Barack Obama, apparently against his better judgment, is about to feed our nation’s addiction to addressing insoluble problems with bombs, with predictably perverse results. He ought to “just say no.”
It’s been characteristic of Obama that he avoids sweeping statements of principle. You can’t tell what his policy is only by listening to him: you have to watch him. And watching him deal with the civil war in Syria makes clear that he is deeply wary of getting sucked into it, in spite of pressure to do so from congressional hawks and even some of his civilian advisers. Yet he hasn’t articulated a policy against intervention, and he did make the famous statement that Syrian use of chemical weapons would cross a “red line.” So now his credibility is on that red line; he is being backed into a corner where he will have to intervene, even though he knows it will come to no good.
He’s not going to be able to do anything through the UN (unlike Bush I in the Persian Gulf) because the Russians and the Chinese will veto any Security Council action.
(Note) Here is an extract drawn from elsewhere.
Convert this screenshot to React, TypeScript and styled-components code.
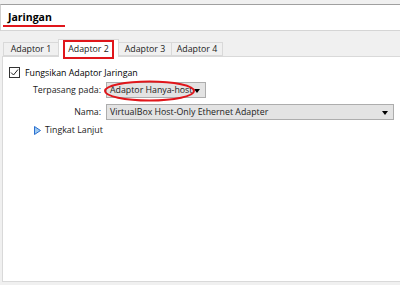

It will be more like Clinton’s interventions in Bosnia and Kosovo, or that of Bush II in Iraq: a “coalition of the willing” in which the US does all the heavy lifting and takes on the principal blame when things go wrong—as they inevitably will.
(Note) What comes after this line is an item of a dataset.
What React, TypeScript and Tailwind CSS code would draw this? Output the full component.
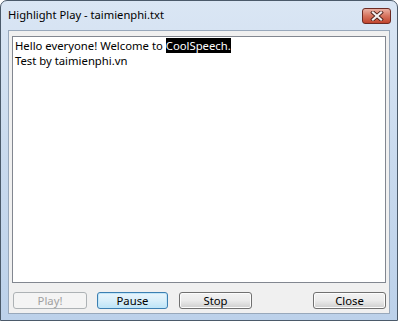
import React from 'react'

const font = { fontFamily: '"Segoe UI", "Noto Sans", "Liberation Sans", sans-serif' }

function Btn({ label, disabled, active, w }: { label: string; disabled?: boolean; active?: boolean; w: string }) {
  return (
    <div
      className={`${w} h-[17px] rounded-[3px] border flex items-center justify-center text-[11.3px] leading-none ${
        disabled
          ? 'border-[#adb2b5] bg-[#f4f4f4] text-[#a0a0a0]'
          : active
          ? 'border-[#3c7fb1] bg-gradient-to-b from-[#e9f5fc] via-[#d9effa] to-[#bde4f7] text-black shadow-[inset_0_0_0_1px_#c1e6f9]'
          : 'border-[#707070] bg-gradient-to-b from-[#f2f2f2] via-[#ebebeb] to-[#cfcfcf] text-black shadow-[inset_0_0_0_1px_#fcfcfc]'
      }`}
    >
      {label}
    </div>
  )
}

export default function App() {
  return (
    <div className="w-[398px] h-[321px] bg-white" style={font}>
      <div className="w-full h-full rounded-t-[7px] border border-[#4b5a6a] bg-gradient-to-b from-[#dae6f4] via-[#c9daee] to-[#bcd1ea] flex flex-col">
        {/* Title bar */}
        <div className="h-[29px] flex items-center justify-between pl-[7px] pr-[6px]">
          <span className="text-[11.2px] text-black">Highlight Play - taimienphi.txt</span>
          <div className="w-[29px] h-[16px] rounded-[3px] border border-[#6d2a22] bg-gradient-to-b from-[#eab0a3] via-[#d6735d] to-[#c1442d] flex items-center justify-center">
            <svg width="14" height="10" viewBox="0 0 14 10">
              <path d="M3 1.5 L11 8.5 M11 1.5 L3 8.5" stroke="#4a1d16" strokeWidth="3.8" strokeLinecap="square" />
              <path d="M3 1.5 L11 8.5 M11 1.5 L3 8.5" stroke="#f4f0f0" strokeWidth="2.2" strokeLinecap="square" />
            </svg>
          </div>
        </div>
        {/* Client */}
        <div className="flex-1 mx-[7px] mb-[6px] border border-[#98a8bb] bg-[#f0f0f0] flex flex-col px-[3px] pt-[5px]">
          <div className="h-[247px] border border-[#828790] bg-white px-[2px] pt-[1px] text-[11.3px] leading-[15px] text-black">
            <div>
              Hello everyone! Welcome to <span className="bg-black text-white">CoolSpeech.</span>
            </div>
            <div>Test by taimienphi.vn</div>
          </div>
          <div className="flex mt-[9px] pl-[1px]">
            <Btn label="Play!" disabled w="w-[74px]" />
            <div className="w-[10px]" />
            <Btn label="Pause" active w="w-[71px]" />
            <div className="w-[11px]" />
            <Btn label="Stop" w="w-[73px]" />
            <div className="flex-1" />
            <Btn label="Close" w="w-[73px]" />
          </div>
        </div>
      </div>
    </div>
  )
}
This is a civil war, even though it is fed by international resources and has international implications. The Assad regime has never been our friend, but neither was it ever our implacable enemy. The Israelis, for example, learned to coexist with the Assads, father and son. And Assad’s enemies are not necessarily our friends: within the opposition, liberal reformers are more than matched by Sunni fundamentalists, including Al Qaeda, who would be far more inimical to US interests than Assad. There is no way to bring down Assad without the very high risk of a successor regime that is worse. Only by putting a substantial force on the ground, as we did in Afghanistan and Iraq, can we get a government we can live with, and only so long as we keep the troops there.
It is Saudi Arabia that seems to be driving US policy at the moment. The Saudis, of course, are a reactionary Sunni dynasty that sees itself as competing with Shi’a Iran’s more revolutionary Islam for primacy in the Middle East. Assad is a client of Iran because his Alawite sect is a branch of Shi’a Islam. Hezbollah, the main Shi’s party in Lebanon, is also allied with Iran, and has been fighting in support of Assad in Syria. The Syrian opposition forces are almost all Sunni, like the Saudis. This is the snake pit we are stepping into. The Saudis will cheer if we don’t get bitten, but they won’t be in there with us.
You would think that Obama, having worked so hard to get us out of the snake pits in Iraq and Afghanistan, would know to stay out of this one. But precisely because he hasn’t clearly articulated a rationale for staying out, he’s being dragged in.